AGENCY
AGREEMENT
This Agreement made on the ____ day of _____________ 2001, by and between Westwater
Resources, a New Mexico, Limited Liability, Common Law Business Trust, its successors and
assigns ("Agent"), whose principal place of business is located at 610 Gold
Avenue, Southwest - Suite 111, Albuquerque, New Mexico 87102, and
_________________________________, (husband and wife as joint tenants in common with
rights of survivorship) _____________________________(a (State) _____________
Corporation)(a (State)___________ Limited Partnership)(a (State) _________________ General
Partnership) (a (State) Limited Liability Company) (a (State) __________Business Trust) (a
(State) _____________ sole proprietorship) and his/hers/their/its personal
representatives, devisees, legatees, heirs, successors and assigns whose principal place
of business/residence is situated at ________________________(Address),
_______________(City), ____(State) __________ (Zip Code) (hereinafter referred to as the
"Principal(s)'). Principal(s) and Agent when referred to collectively shall be the
"Parties."
RECITALS:
WHEREAS:
- The Principal(s), is/are the owner(s) of the property more particularly described in
Exhibit "A" hereto and incorporated herein and which property is or contains
water resources (the "Property").
- The Agent has been involved actively in the water business throughout the United States
and worldwide and have contacts and business relationships with water bottling companies,
private investors, government agencies, foreign assistance agencies, water supply,
treatment, and distribution companies, municipal water utilities, extractive, process and
agricultural industries and engineering and consulting firms; and,
- Agent has existing and prospective clients and other public and private contacts that
may be interested in the non-commercial or commercial use of the Property.

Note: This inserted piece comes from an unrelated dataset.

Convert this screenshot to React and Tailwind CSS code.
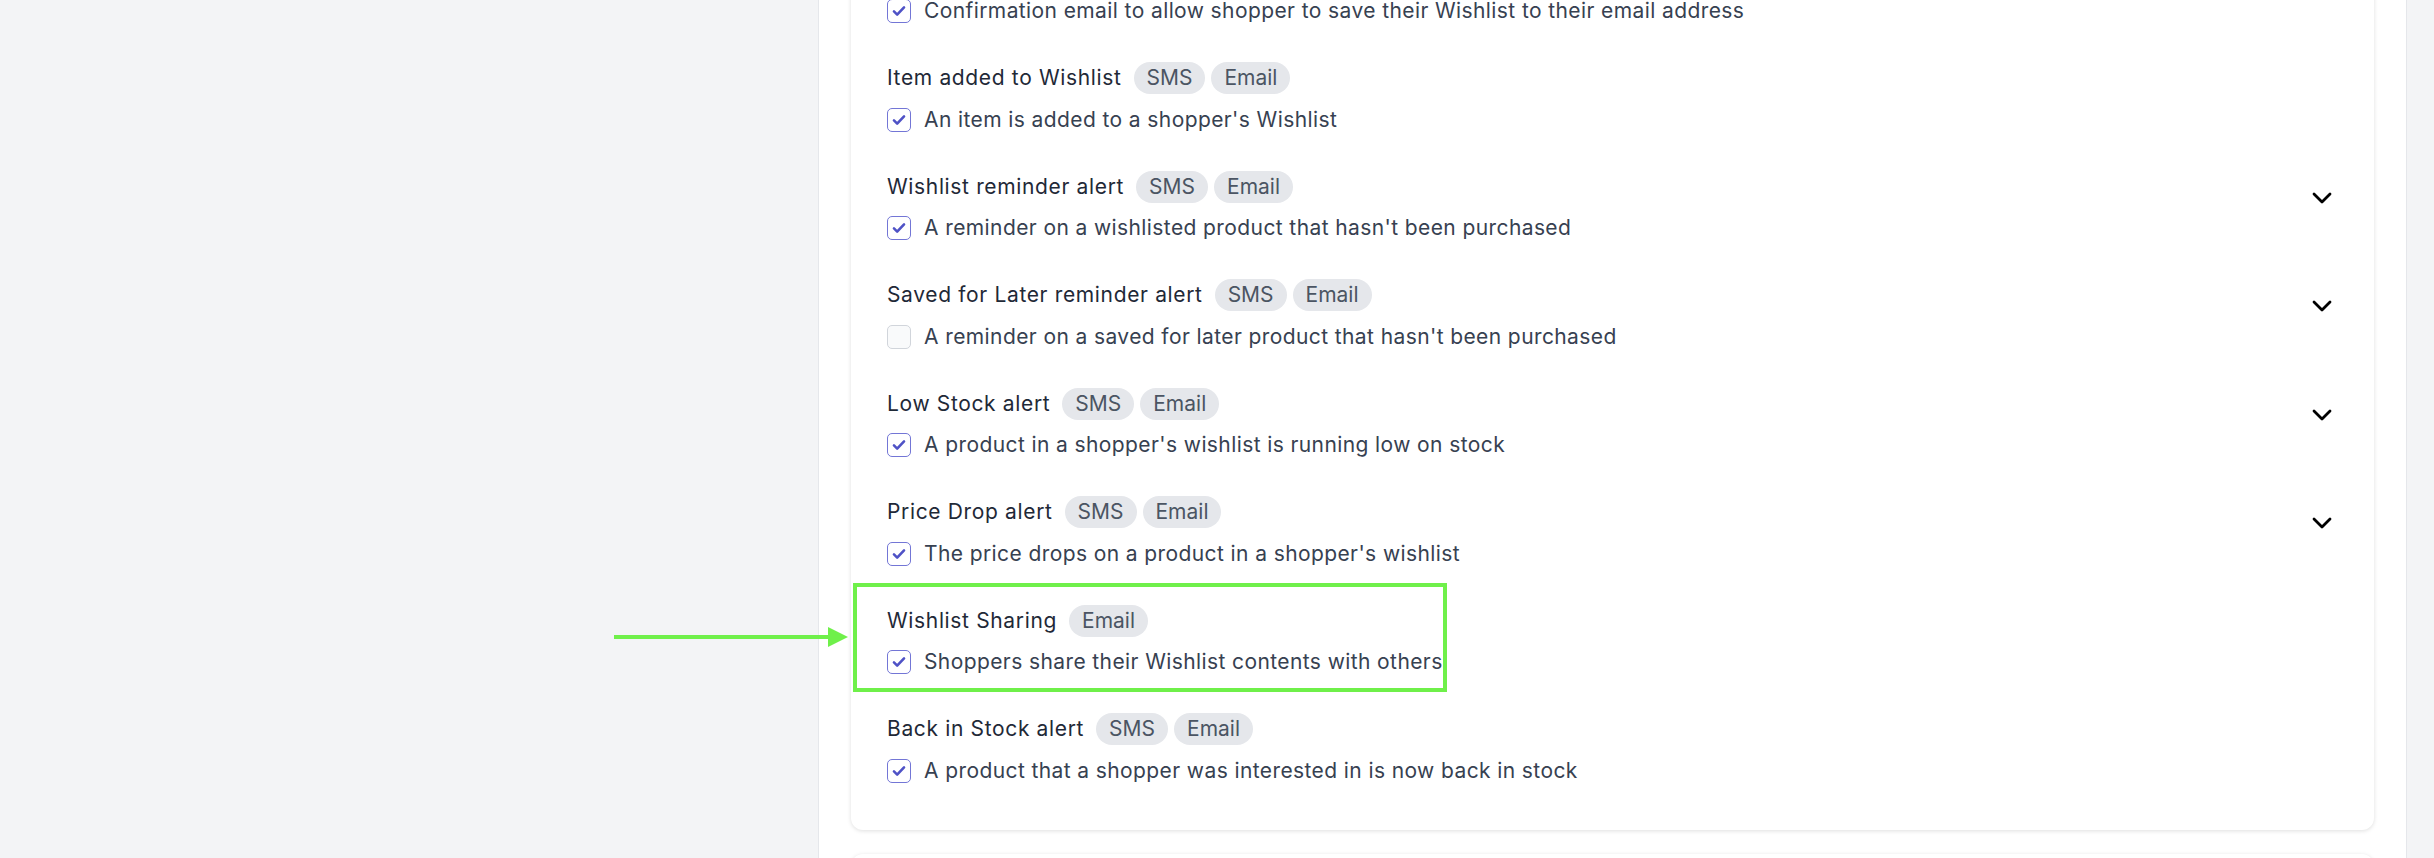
import React from "react";

const items = [
  { title: "", badges: [], desc: "Confirmation email to allow shopper to save their Wishlist to their email address", checked: true },
  { title: "Item added to Wishlist", badges: ["SMS", "Email"], desc: "An item is added to a shopper's Wishlist", checked: true },
  { title: "Wishlist reminder alert", badges: ["SMS", "Email"], desc: "A reminder on a wishlisted product that hasn't been purchased", checked: true, chevron: true },
  { title: "Saved for Later reminder alert", badges: ["SMS", "Email"], desc: "A reminder on a saved for later product that hasn't been purchased", checked: false, chevron: true },
  { title: "Low Stock alert", badges: ["SMS", "Email"], desc: "A product in a shopper's wishlist is running low on stock", checked: true, chevron: true },
  { title: "Price Drop alert", badges: ["SMS", "Email"], desc: "The price drops on a product in a shopper's wishlist", checked: true, chevron: true },
  { title: "Wishlist Sharing", badges: ["Email"], desc: "Shoppers share their Wishlist contents with others", checked: true, highlight: true },
  { title: "Back in Stock alert", badges: ["SMS", "Email"], desc: "A product that a shopper was interested in is now back in stock", checked: true },
];

function Checkbox({ checked }) {
  if (!checked) {
    return <div className="w-[24px] h-[24px] shrink-0 rounded-[5px] border border-[#d1d5db] bg-[#f9fafb]" />;
  }
  return (
    <div className="w-[24px] h-[24px] shrink-0 rounded-[5px] border-[1.5px] border-[#7376d6] bg-white flex items-center justify-center">
      <svg width="22" height="22" viewBox="0 0 24 24" fill="none">
        <path d="M6.5 12.5 L10 16 L17.5 8" stroke="#4f52c6" strokeWidth="2.8" strokeLinecap="round" strokeLinejoin="round" />
      </svg>
    </div>
  );
}

function Chevron() {
  return (
    <div className="w-[32px] h-[12px] flex items-center justify-center mt-[21px] shrink-0">
      <svg width="20" height="12" viewBox="0 0 20 12" fill="none">
        <path d="M2 2 L10 10 L18 2" stroke="#000" strokeWidth="2.8" strokeLinecap="round" strokeLinejoin="round" />
      </svg>
    </div>
  );
}

function Item({ item }) {
  return (
    <div className="relative flex justify-between">
      <div className="flex flex-col">
        <div className="flex items-center h-[32px] gap-[6px]">
          {item.title && (
            <span className="text-[21px] tracking-[0.65px] text-[#1f2937] mr-[6px] whitespace-nowrap">{item.title}</span>
          )}
          {item.badges.map((b) => (
            <span key={b} className="h-[32px] px-[13px] rounded-full bg-[#e5e7eb] text-[#4b5563] text-[21px] flex items-center">
              {b}
            </span>
          ))}
        </div>
        <div className="flex items-center h-[25px] mt-[13px] gap-[13px]">
          <Checkbox checked={item.checked} />
          <span className="text-[21px] tracking-[0.4px] text-[#374151] whitespace-nowrap">{item.desc}</span>
        </div>
      </div>
      {item.chevron && <Chevron />}
      {item.highlight && (
        <div className="absolute left-[-34px] top-[-22px] w-[594px] h-[109px] border-[4px] border-[#6ff04a] pointer-events-none" />
      )}
    </div>
  );
}

export default function App() {
  return (
    <div className="relative w-[2434px] h-[858px] overflow-hidden flex bg-white" style={{ fontFamily: "Inter, 'Noto Sans', sans-serif" }}>
      <div className="w-[819px] h-full bg-[#f3f4f6] border-r border-[#e5e7eb] shrink-0" />
      <div className="flex-1 h-full bg-white px-[32px] flex flex-col gap-[24px]">
        <div className="-mt-[82.5px] bg-white rounded-[12px] shadow-[0_1px_4px_rgba(0,0,0,0.13)] pl-[36px] pr-[36px] pt-[36px] pb-[46.5px] flex flex-col gap-[38.5px] shrink-0">
          {items.map((it, i) => (
            <Item key={i} item={it} />
          ))}
        </div>
        <div className="bg-white rounded-[12px] shadow-[0_1px_4px_rgba(0,0,0,0.13)] h-[200px] shrink-0" />
      </div>
      <div className="w-[28px] h-full bg-[#f3f4f6] border-l border-[#e5e7eb] shrink-0" />
      <svg className="absolute left-[612px] top-[625px]" width="240" height="24" viewBox="0 0 240 24" fill="none">
        <line x1="2" y1="12" x2="220" y2="12" stroke="#6ff04a" strokeWidth="4" />
        <polygon points="216,2 236,12 216,22" fill="#6ff04a" />
      </svg>
    </div>
  );
}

- Agent acts as a commission broker in all transactions.
- Principal(s) desires to retain Agent to procure a buyer or user or assignee of the
Property.
NOW THEREFORE:
In consideration of the mutual covenants and agreements herein contained, the Parties
hereby agree as follows:
1.0 SCOPE OF AUTHORITY - The Agent will introduce the Property to
companies, individuals or other entities that are actual and prospective users and buyers
of the water therefrom (hereinafter together with their subsidiaries and affiliates, are
referred to as the "Introduced Parties") to whom Principal(s) may make specific
proposals with assistance as requested from the Agent. The Agent will arrange for meetings
with representatives of an Introduced Party and, at the request of Principal(s), will
provide reasonable assistance in analysis, evaluation, and negotiation on behalf of
Principal(s) to consummate Transactions. Transactions shall include sale and purchase of
water from the Property by the Introduced Party, its affiliates, franchisees,
subcontractors, successors and assigns.
2.0 TERM OF AGREEMENT - Principal(s) does/do hereby engage the Agent
exclusively as their agent to sell for a period of twelve (12) months from the date of
this Agreement (the "Primary Term") subject to termination pursuant to Article
6.0 hereof and so long thereafter as income is received from the use.
3.0 TERRITORY - The Territory of the Agent shall not be limited.
4.0 RATE OF COMMISSION - In the event that Principal(s) enter(s) into a
Transaction with an Introduced Party, Principal(s) shall pay to the Agent a fee of ten
percent (10%) of the payments received pursuant to the agreement between Principal(s) and
an Introduced Party. The payments shall run with the underlying use or sale or lease
agreement or assignment unless the underlying sale, lease or assignment is terminated for
non-use or failure to market where a market exists.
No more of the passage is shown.